The Archive Query Log (AQL) is a comprehensive query log collected at the Internet Archive over the last 25 years. This version includes 357 million queries, 306 million search result pages, and 2.6 billion search results across 550 search providers. TIRA allows to run arbitrary software on this dataset in a privacy preserving way: the results of executed software is blinded until they reviewed (both the output, and the software) to ensure that no sensitive data is leaked. In this tutorial, you'll learn how to develop a Docker image that can be executed in TIRA to run your experiment or evaluation.
- Install Docker, git, Python 3
- Install the TIRA client:
pip install tira
Note: On Windows, we recommend to run Docker from the standard Windows command line (PowerShell or CMD) or the Windows Subsystem for Linux, but not from the Git Bash.
In this tutorial, we use a simple baseline experiment (see the Python script: aql-experiment-baseline.py
) that counts how many SERPs each search provider has in the AQL.
Now, create a Docker image (see the Dockerfile) that wraps the script.
docker build -t archive-query-log-experiment-baseline .
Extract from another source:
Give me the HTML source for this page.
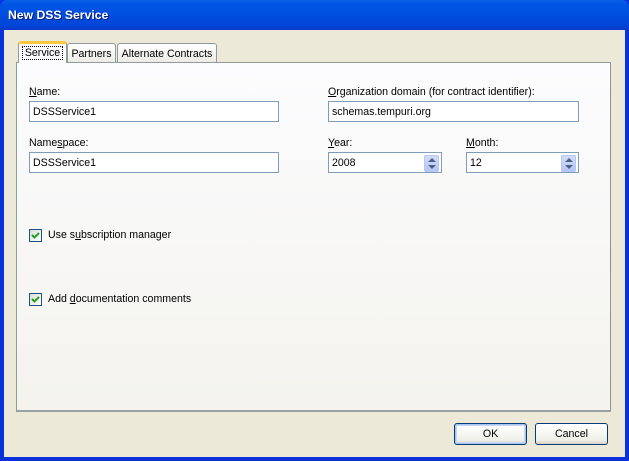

Use the TIRA client to execute the experiment locally. This way, you can test how TIRA would execute it.
tira-run \
--command '/aql-experiment-baseline.py --input $inputDataset --output $outputDir' \
--image archive-query-log-experiment-baseline \
--input-directory ./validation-data \
--output-directory ./tira-output
Let's break down this tira-run
command:
- The
--command
option specifies the command to be executed by TIRA, in our example:The example command executes the/aql-experiment-baseline.py --input $inputDataset --output $outputDir
aql-experiment-baseline.py
script and specifies the TIRA input and output directories. The arguments$inputDataset
and$outputDir
are special arguments that are injected by TIRA. - The
--image
option specifies which Docker image is used to execute the command (--command
). - The
--input-directory
option specifies the directory where the input data is found, in our example:./validation-data
. - The
--output-directory
option specifies the directory where the output data should be written.
Inspect the output of the experiment:
cat tira-output/results.json
This should yield a result like this:
{"google": 18, "youtube": 10, "stackoverflow": 10, "twitter": 7, "weibo": 1, "facebook": 1, "sogou": 1, "baidu": 1, "bing": 1}
- Login or register at the TIRA website.
- Open the AQL task overview.
- Click Submit, Docker Submission, then Upload Images.
- Tag your Docker image with the prefix assigned by TIRA (replace
<PREFIX>
with the assigned prefix from the TIRA website):docker tag archive-query-log-experiment-baseline <PREFIX>/archive-query-log-experiment-baseline:0.0.1
- Follow the instructions on the TIRA website to login to the dedicated Docker registry.
- Push your Docker image to the registry (replace
<PREFIX>
with the assigned prefix from the TIRA website):docker push <PREFIX>/archive-query-log-experiment-baseline:0.0.1
- The Docker image should be listed on the TIRA website after a short while. If not, click Refresh Images.
- Open the AQL task overview.
- Click Submit, Docker Submission, then Add Container.
- Specify the command from above as the command to be executed by TIRA:
/aql-experiment-baseline.py --input $inputDataset --output $outputDir
- Select the previously uploaded Docker image from the dropdown menu.
- Click Add Container.
- A new tab will appear with a "random" name. Click on the tab to open the container.
- Select the "Validation" dataset from the dropdown menu.
- Click Run Container to start the experiment.
Congrats! You've successfully executed your experiment on the AQL with TIRA. Our team will now review the outputs of your experiment and unblind it if it doesn't leak private data. You can check the status of your experiment on the TIRA website.